If you have a proton email account but you haven’t already started importing email into proton, don’t kick that off until you read this - it’s what I wish I had known when I was setting up my account. If you don’t have one but are considering one, here’s a referral link that will get you two weeks for free and $20 off of your first bill. Disclaimer - I get $20 in credit too.

Getting Started

Don’t start importing your email right away. Instead, work in this order:

  1. Set up your domain’s DNS to deliver to proton
  2. Create filters, labels and folders based on your incoming messages.
  3. If you want a lot more control of your filters than gMail allows, take a look at the sieve filter options. One of their first examples is using sieve to create a filter that works based on what contact group the sender is in. I found it a lot easier to have a single ephemeral political label that I filter most fundraising emails into based on adding their sender address to a political contact group, same for tech-ephemeral and shopping-notices
  4. You can turn phone notification on or off on a per-folder basis, so create at least two folders - one for messages you want to filter and label, but don’t want them making your phone ping, and one for ones you do actually want notifications. I have filters that label messages and move them to a Notify folder, and other filters that label them and move them to a Filtered folder that doesn’t notify me. The only messages in my Inbox proper are either spam or stuff I haven’t created a filter for.
  5. Once you like what your filters are doing, then you kick off the mail ingestion so that they’ll be applied to messages as they get imported. I made the mistake of kicking off the ingestion first, so not all filters got applied to the messages. I had 19 years worth of email, so it took three-ish days to ingest everything.

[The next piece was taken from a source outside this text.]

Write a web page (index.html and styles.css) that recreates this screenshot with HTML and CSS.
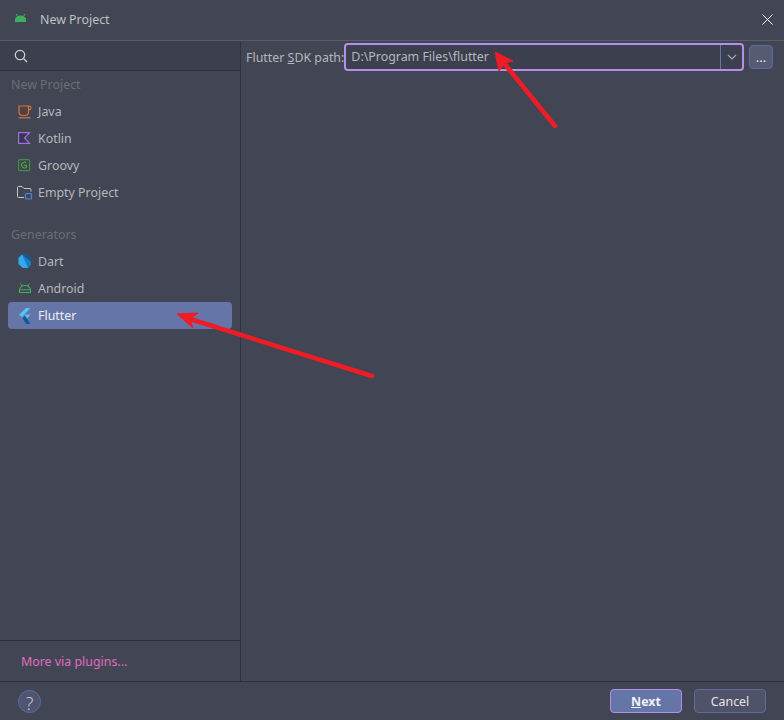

Nicer things about Proton Mail

  • Filters can apply multiple labels to a message, unlike gmail - I filed an internal feature request about that in 2006 and it still isn’t in gMail.
  • You’re not stuck using the gui to make filters. You can also make more complex filters by writing them in sieve. And you can start a filter using the gui, then edit the generated sieve code.
  • The sieve editor won’t let you save unless it’s valid sieve syntax. It may not act how you’re expecting, but at least it doesn’t break filtration entirely.

Not terrible but not so nice either

  • Once you modify a filter by editing its sieve representation, you can easily get to a point where you can only edit it via sieve. Which is fair, the gui only understands the sieve it generates. My first modification is usually to make it work on contact groups and that always roach motels it to the sieve editor
  • You have to enable downloading metadata in the mail search dialog to be able to do full-text searches, and depending on how much mail you have that download could take a while. On the other hand, they aren’t doing it server side because the email is encrypted at rest.
  • When you edit a filter, there’s an option to apply it to all your existing mail. They only allow a limited number of those backfills to be running at once, so you have to wait for one to finish before you can kick off another. I have 19 years of email, so the backfills can take some time. I think I also ran into a limit on how many can be kicked off in a single day.

Finally

So far I’m a lot happier using Proton to host my domains than I was with hosting them on Google Workspace. I’m paying less and getting more functionality and more privacy. I had stayed on Google mainly out of inertia and thinking it’d be a huge pain to move, and they made that really easy.